The TPP would have established a framework to create new global supply chains that would let businesses more effectively compete with China, and would have established the United States as the dominant player in the Pacific Rim, said Michael O. Moore, a professor of economics and international affairs at George Washington University.

“If we’re not part of an agreement with the countries in that area, over time, they’re likely to look to China as the major player and they’re more likely to do things the way China wants to do things,” he said. “The whole point of it was for this group of countries to have a rules-based system that was in large part consistent with our values,” he said, with regard to issues as diverse as environmental regulation, foreign investment and intellectual property protection.

“If we’re not part of an agreement with those countries ... they’re likely to look to China as the major player."

“TPP can get to the root causes of the issues between the U.S. and China on trade,” said Mireya Solís, a senior fellow and co-director of the Center for East Asia Policy Studies at the Brookings Institution. “What the TPP stands for is a rules-based approach and a belief that multilateralism is best,” she said. “This administration has focused on the trade imbalances and is missing the root causes.”

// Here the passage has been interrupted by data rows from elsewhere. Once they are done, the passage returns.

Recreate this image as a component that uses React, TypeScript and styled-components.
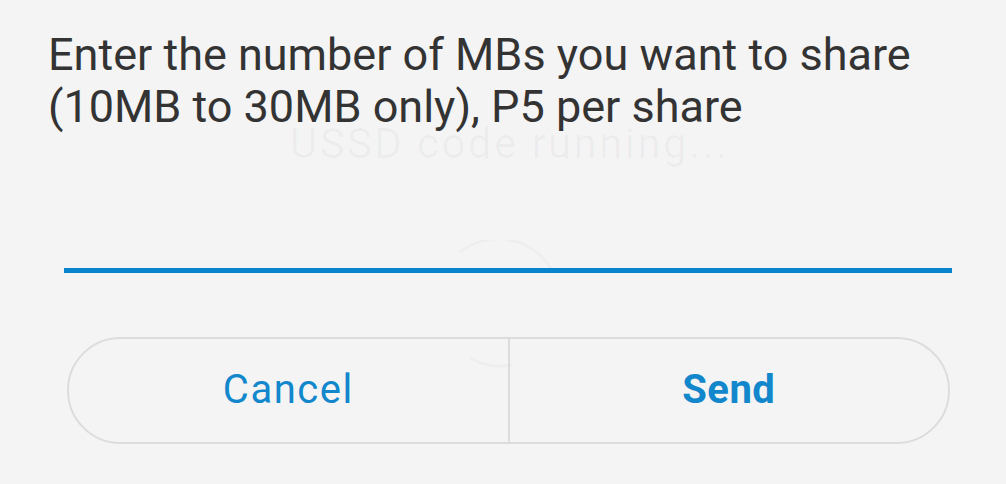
import React from "react";
import styled, { createGlobalStyle } from "styled-components";

const GlobalStyle = createGlobalStyle`
  html, body {
    margin: 0;
    padding: 0;
    background: #f4f4f4;
  }
  body {
    font-family: Roboto, "Noto Sans", "Liberation Sans", sans-serif;
  }
`;

const Dialog = styled.div`
  position: relative;
  width: 1006px;
  height: 484px;
  overflow: hidden;
  background: #f4f4f4;
  display: flex;
  flex-direction: column;
`;

// faint progress popup left behind the prompt
const Backdrop = styled.div`
  position: absolute;
  left: 0;
  top: 0;
  width: 100%;
  height: 100%;
  pointer-events: none;
`;

const GhostText = styled.div`
  position: absolute;
  left: 290px;
  top: 132px;
  font-size: 42px;
  font-weight: 400;
  letter-spacing: 2.4px;
  line-height: 24px;
  color: rgba(0, 0, 0, 0.03);
  white-space: nowrap;
`;

const Spinner = styled.svg`
  position: absolute;
  left: 440px;
  top: 240px;
`;

const Message = styled.p`
  position: relative;
  margin: 0;
  padding: 29px 48px 0;
  font-size: 45px;
  line-height: 52px;
  color: #333;
`;

const Field = styled.input`
  position: relative;
  display: block;
  box-sizing: border-box;
  margin: 85px 54px 0 64px;
  width: calc(100% - 118px);
  height: 55px;
  padding: 0;
  border: none;
  border-bottom: 5px solid #0784cc;
  background: transparent;
  font-family: inherit;
  font-size: 40px;
  color: #333;
  outline: none;
`;

const ButtonBar = styled.div`
  position: relative;
  display: flex;
  box-sizing: border-box;
  margin: 64px 56px 0 67px;
  height: 107px;
  border: 2px solid #dcdcdc;
  border-radius: 54px;
  overflow: hidden;
`;

const ActionButton = styled.button<{ primary?: boolean }>`
  flex: 1;
  display: flex;
  align-items: center;
  justify-content: center;
  padding: 0 0 2px;
  border: none;
  background: transparent;
  font-family: inherit;
  font-size: 40px;
  font-weight: ${(p) => (p.primary ? 700 : 400)};
  letter-spacing: ${(p) => (p.primary ? 0.5 : 1.5)}px;
  color: #1287cc;
  & + & {
    border-left: 2px solid #dcdcdc;
  }
`;

const App: React.FC = () => {
  return (
    <Dialog>
      <GlobalStyle />
      <Backdrop>
        <GhostText>USSD code running...</GhostText>
        <Spinner width="130" height="140" viewBox="0 0 130 140">
          <path
            d="M20 12 A 62 62 0 0 1 112 30"
            fill="none"
            stroke="rgba(0,0,0,0.025)"
            strokeWidth="3"
          />
          <path
            d="M30 118 A 62 62 0 0 0 72 125"
            fill="none"
            stroke="rgba(0,0,0,0.025)"
            strokeWidth="3"
          />
        </Spinner>
      </Backdrop>
      <Message>
        Enter the number of MBs you want to share (10MB to 30MB only), P5 per
        share
      </Message>
      <Field type="text" />
      <ButtonBar>
        <ActionButton>Cancel</ActionButton>
        <ActionButton primary>Send</ActionButton>
      </ButtonBar>
    </Dialog>
  );
};

export default App;
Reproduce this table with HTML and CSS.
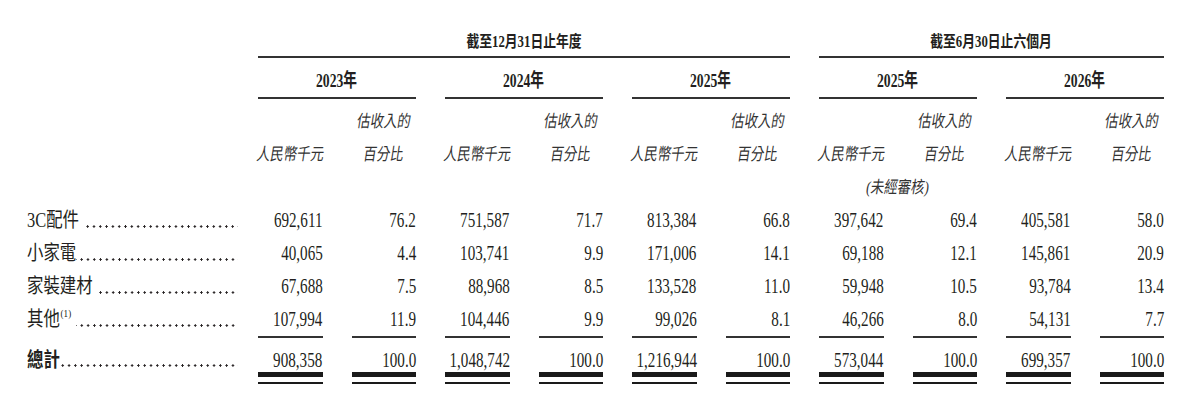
FILE: index.html
```html
<!DOCTYPE html>
<html lang="zh-Hant">
<head>
<meta charset="utf-8">
<title>收入明細</title>
<link rel="stylesheet" href="styles.css">
</head>
<body>
<div class="sheet">
  <!-- row 1: periods -->
  <div class="cell"></div>
  <div class="cell period p-year"><span>截至12月31日止年度</span></div>
  <div class="cell period p-half"><span>截至6月30日止六個月</span></div>

  <!-- row 2: years -->
  <div class="cell"></div>
  <div class="cell year"><span>2023年</span></div>
  <div class="cell year"><span>2024年</span></div>
  <div class="cell year"><span>2025年</span></div>
  <div class="cell year"><span>2025年</span></div>
  <div class="cell year"><span>2026年</span></div>

  <!-- row 3 -->
  <div class="cell"></div>
  <div class="cell"></div><div class="cell sub sub-top"><span>估收入的</span></div>
  <div class="cell"></div><div class="cell sub sub-top"><span>估收入的</span></div>
  <div class="cell"></div><div class="cell sub sub-top"><span>估收入的</span></div>
  <div class="cell"></div><div class="cell sub sub-top"><span>估收入的</span></div>
  <div class="cell"></div><div class="cell sub sub-top"><span>估收入的</span></div>

  <!-- row 4 -->
  <div class="cell"></div>
  <div class="cell sub"><span>人民幣千元</span></div><div class="cell sub"><span>百分比</span></div>
  <div class="cell sub"><span>人民幣千元</span></div><div class="cell sub"><span>百分比</span></div>
  <div class="cell sub"><span>人民幣千元</span></div><div class="cell sub"><span>百分比</span></div>
  <div class="cell sub"><span>人民幣千元</span></div><div class="cell sub"><span>百分比</span></div>
  <div class="cell sub"><span>人民幣千元</span></div><div class="cell sub"><span>百分比</span></div>

  <!-- row 5 -->
  <div class="cell"></div>
  <div class="cell"></div><div class="cell"></div>
  <div class="cell"></div><div class="cell"></div>
  <div class="cell"></div><div class="cell"></div>
  <div class="cell sub span2"><span>(未經審核)</span></div>
  <div class="cell"></div><div class="cell"></div>

  <!-- data rows -->
  <div class="cell label"><div class="lbl-in"><span class="name gap">3C配件</span><span class="dots"></span></div></div>
  <div class="cell num"><span>692,611</span></div><div class="cell num"><span>76.2</span></div>
  <div class="cell num"><span>751,587</span></div><div class="cell num"><span>71.7</span></div>
  <div class="cell num"><span>813,384</span></div><div class="cell num"><span>66.8</span></div>
  <div class="cell num"><span>397,642</span></div><div class="cell num"><span>69.4</span></div>
  <div class="cell num"><span>405,581</span></div><div class="cell num"><span>58.0</span></div>

  <div class="cell label"><div class="lbl-in"><span class="name">小家電</span><span class="dots"></span></div></div>
  <div class="cell num"><span>40,065</span></div><div class="cell num"><span>4.4</span></div>
  <div class="cell num"><span>103,741</span></div><div class="cell num"><span>9.9</span></div>
  <div class="cell num"><span>171,006</span></div><div class="cell num"><span>14.1</span></div>
  <div class="cell num"><span>69,188</span></div><div class="cell num"><span>12.1</span></div>
  <div class="cell num"><span>145,861</span></div><div class="cell num"><span>20.9</span></div>

  <div class="cell label"><div class="lbl-in"><span class="name gap">家裝建材</span><span class="dots"></span></div></div>
  <div class="cell num"><span>67,688</span></div><div class="cell num"><span>7.5</span></div>
  <div class="cell num"><span>88,968</span></div><div class="cell num"><span>8.5</span></div>
  <div class="cell num"><span>133,528</span></div><div class="cell num"><span>11.0</span></div>
  <div class="cell num"><span>59,948</span></div><div class="cell num"><span>10.5</span></div>
  <div class="cell num"><span>93,784</span></div><div class="cell num"><span>13.4</span></div>

  <div class="cell label"><div class="lbl-in"><span class="name gap">其他<sup>(1)</sup></span><span class="dots"></span></div></div>
  <div class="cell num"><span>107,994</span></div><div class="cell num"><span>11.9</span></div>
  <div class="cell num"><span>104,446</span></div><div class="cell num"><span>9.9</span></div>
  <div class="cell num"><span>99,026</span></div><div class="cell num"><span>8.1</span></div>
  <div class="cell num"><span>46,266</span></div><div class="cell num"><span>8.0</span></div>
  <div class="cell num"><span>54,131</span></div><div class="cell num"><span>7.7</span></div>

  <!-- total -->
  <div class="cell label total-label"><div class="lbl-in"><span class="name">總計</span><span class="dots"></span></div></div>
  <div class="cell tot"><div class="tot-in"><span>908,358</span></div></div><div class="cell tot"><div class="tot-in"><span>100.0</span></div></div>
  <div class="cell tot"><div class="tot-in"><span>1,048,742</span></div></div><div class="cell tot"><div class="tot-in"><span>100.0</span></div></div>
  <div class="cell tot"><div class="tot-in"><span>1,216,944</span></div></div><div class="cell tot"><div class="tot-in"><span>100.0</span></div></div>
  <div class="cell tot"><div class="tot-in"><span>573,044</span></div></div><div class="cell tot"><div class="tot-in"><span>100.0</span></div></div>
  <div class="cell tot"><div class="tot-in"><span>699,357</span></div></div><div class="cell tot"><div class="tot-in"><span>100.0</span></div></div>
</div>
</body>
</html>
```
FILE: styles.css
```css
* {
  box-sizing: border-box;
  margin: 0;
  padding: 0;
}

html, body {
  background: #ffffff;
}

body {
  margin: 0;
  font-family: "Liberation Serif", "Noto Sans CJK TC", serif;
  color: #231f20;
}

.sheet {
  display: grid;
  grid-template-columns: 202px repeat(10, 64.5px);
  grid-template-rows: 58px 41px 39px 33px 33px 33px 33px 33px 33px auto;
  column-gap: 29px;
  padding-left: 27px;
  width: 1200px;
}

.cell {
  display: flex;
  min-width: 0;
  white-space: nowrap;
}

.cell > span {
  display: inline-block;
  flex: none;
}

/* period headers */
.period {
  justify-content: center;
  padding-top: 32px;
  font-weight: bold;
  font-size: 16px;
  line-height: 20px;
  border-bottom: 2px solid #333333;
}

.period > span {
  transform: scaleX(0.8);
}

.p-year {
  grid-column: span 6;
}

.p-half {
  grid-column: span 4;
}

/* year headers */
.year {
  grid-column: span 2;
  justify-content: center;
  padding-top: 12px;
  font-weight: bold;
  font-size: 19px;
  line-height: 22px;
  border-bottom: 2px solid #333333;
}

.year > span {
  transform: scaleX(0.72);
}

/* sub headers (italic) */
.sub {
  justify-content: center;
  font-size: 17px;
  line-height: 33px;
  color: #333333;
}

.sub > span {
  transform: scaleX(0.79) skewX(-11deg);
}

.sub-top {
  padding-top: 6px;
}

.span2 {
  grid-column: span 2;
}

/* labels */
.label {
  font-size: 20px;
  line-height: 33px;
}

.lbl-in {
  display: flex;
  flex: none;
  width: 257px;
  transform: scaleX(0.82);
  transform-origin: left center;
}

.name {
  flex: none;
}

.name.gap {
  margin-right: 6px;
}

.name sup {
  font-size: 11px;
  line-height: 0;
  vertical-align: 9px;
  margin-left: 1px;
}

.dots {
  flex: 1;
  background-image: radial-gradient(circle, #231f20 1.05px, rgba(35, 31, 32, 0) 1.45px);
  background-size: 7.7px 3px;
  background-repeat: repeat-x;
  background-position: right 2px top 21px;
}

.total-label {
  padding-top: 12px;
  line-height: 24px;
  font-weight: bold;
}

.total-label .dots {
  background-position: right 2px top 16px;
}

/* numbers */
.num {
  justify-content: flex-end;
  font-size: 21px;
  line-height: 33px;
}

.num > span {
  transform: scaleX(0.72);
  transform-origin: right center;
}

.tot {
  display: block;
  border-top: 2px solid #333333;
  border-bottom: 2px solid #1a1a1a;
  padding: 10px 0 5px;
}

.tot-in {
  display: flex;
  justify-content: flex-end;
  border-bottom: 5px solid #1a1a1a;
  font-size: 21px;
  line-height: 24px;
}

.tot-in > span {
  display: inline-block;
  flex: none;
  white-space: nowrap;
  transform: scaleX(0.72);
  transform-origin: right center;
}
```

Now, fears of a trade war have American manufacturing and agricultural businesses second-guessing the U.S.’s ability to unilaterally influence China. "Trade pressures work better when you have a bunch of partners,” Moore said.

A senior administration official said on Friday that trade will be a major discussion topic when Trump meets next week with Japanese Prime Minister Shinzo Abe, adding that the White House is open to individual bilateral agreements or negotiating with TPP countries as a group.

“The United States stands to lose significant market access,” Solís said. “The costs of exclusion are becoming really evident.”

Trade experts aren’t so sure the other members of the agreement will let the United States have its seat at the table back, at least not without extracting some bargaining power it is unlikely Trump will want to concede. “It’s a tough policy for him to reverse because he’s spent so much political capital attacking the TPP,” Petri said.

“I would predict the TPP 11 countries will continue towards ratification of the revised deal,” and possibly bring the U.S. back into the loop after finalization, Solís said. “That would limit the ways the United States could shape the agreement.”

The United States’ reinstatement could come at the cost of some of the provisions it fought hardest to include, Moore said. “You inherently have a weaker bargaining position,” he added.

But Petri was more optimistic that a return to negotiations could produce the kind of small change Trump could tout to save face, while leaving the bulk of the agreement intact. “He needs a symbolic win, and I think there’s room in there for a symbolic win,” he said.